Aan deze verklaring van appellant zelf, waaruit blijkt dat hij ook reeds samen met zijn vader in auto’s handelde en daaruit inkomsten heeft verworven, kan niet afdoen dat enkele handelspartners van appellant later tegenover de Sociale Recherche verklaard hebben dat zij menen of vernomen hebben dat appellant voor de dood van zijn vader, in april 1997, niet zelf in auto’s handelde. Derhalve kan de Raad aan de verklaringen van deze handelspartners niet de betekenis toekennen die appellant daaraan toegekend wenst te zien.

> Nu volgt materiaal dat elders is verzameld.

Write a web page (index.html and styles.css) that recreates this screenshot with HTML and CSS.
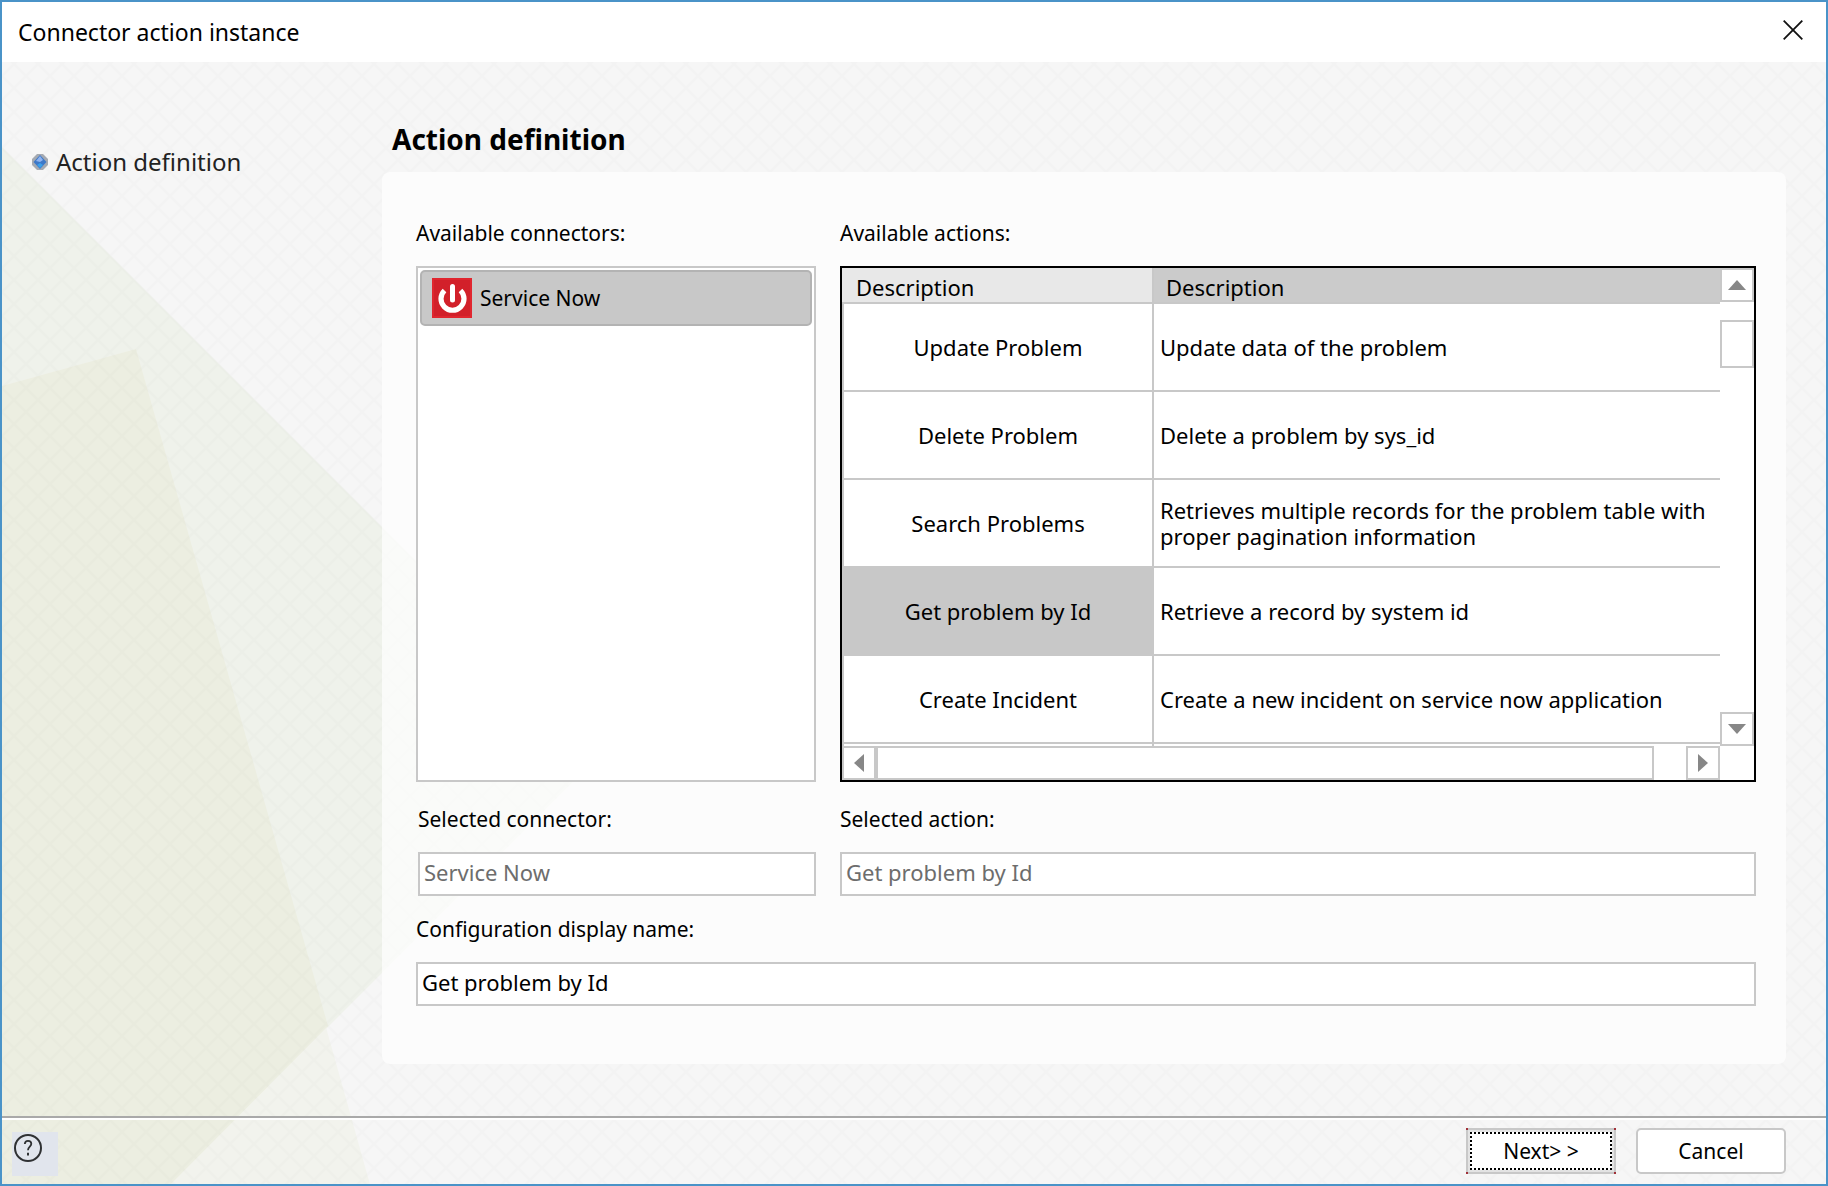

Evenals de rechtbank is de Raad dan ook van oordeel dat de gedingstukken voldoende aanknopingspunten bieden voor de vaststelling dat appellant reeds in de periode van 1 juni 1995 tot 1 maart 1997, al dan niet in samenwerking met zijn vader, werkzaam was in de autohandel.
Door van de hiervoor genoemde, voor de beoordeling van het recht op bijstand relevante feiten en omstandigheden geen mededeling te doen aan gedaagde heeft appellant de ingevolge artikel 30, tweede lid, van de ABW respectievelijk artikel 65, eerste lid, van de ABW op hem rustende inlichtingenverplichting geschonden.
Aangezien elke administratie omtrent de gedurende de periode in geding verworven inkomsten ontbreekt, kan het recht op bijstand over die periode niet worden vastgesteld.
Daarmee is voldaan aan de voorwaarden voor toepassing van artikel 57, aanhef en onder d, van de ABW en artikel 81, eerste lid (oud), van de Abw, zodat gedaagde gehouden was tot terugvordering van de gemaakte kosten van bijstand (ook) over de periode van 1 juni 1995 tot 1 maart 1997 over te gaan.
De Raad is niet gebleken van dringende redenen als bedoeld in artikel 55, derde lid, van de ABW en artikel 78, derde lid, van de Abw, zodat gedaagde niet bevoegd was geheel of gedeeltelijk van terugvordering van appellant af te zien.
Het hoger beroep kan dan ook niet slagen.
De Raad ziet geen aanleiding voor een veroordeling in de proceskosten.
De Centrale Raad van Beroep,
Bevestigt de aangevallen uitspraak.
Aldus gewezen door mr. G.A.J. van den Hurk als voorzitter en mr. Th.C. van Sloten en mr. drs. N.J. van Vulpen-Grootjans als leden, in tegenwoordigheid van mr. P.C. de Wit als griffier, en uitgesproken in het openbaar op 6 juli 2004.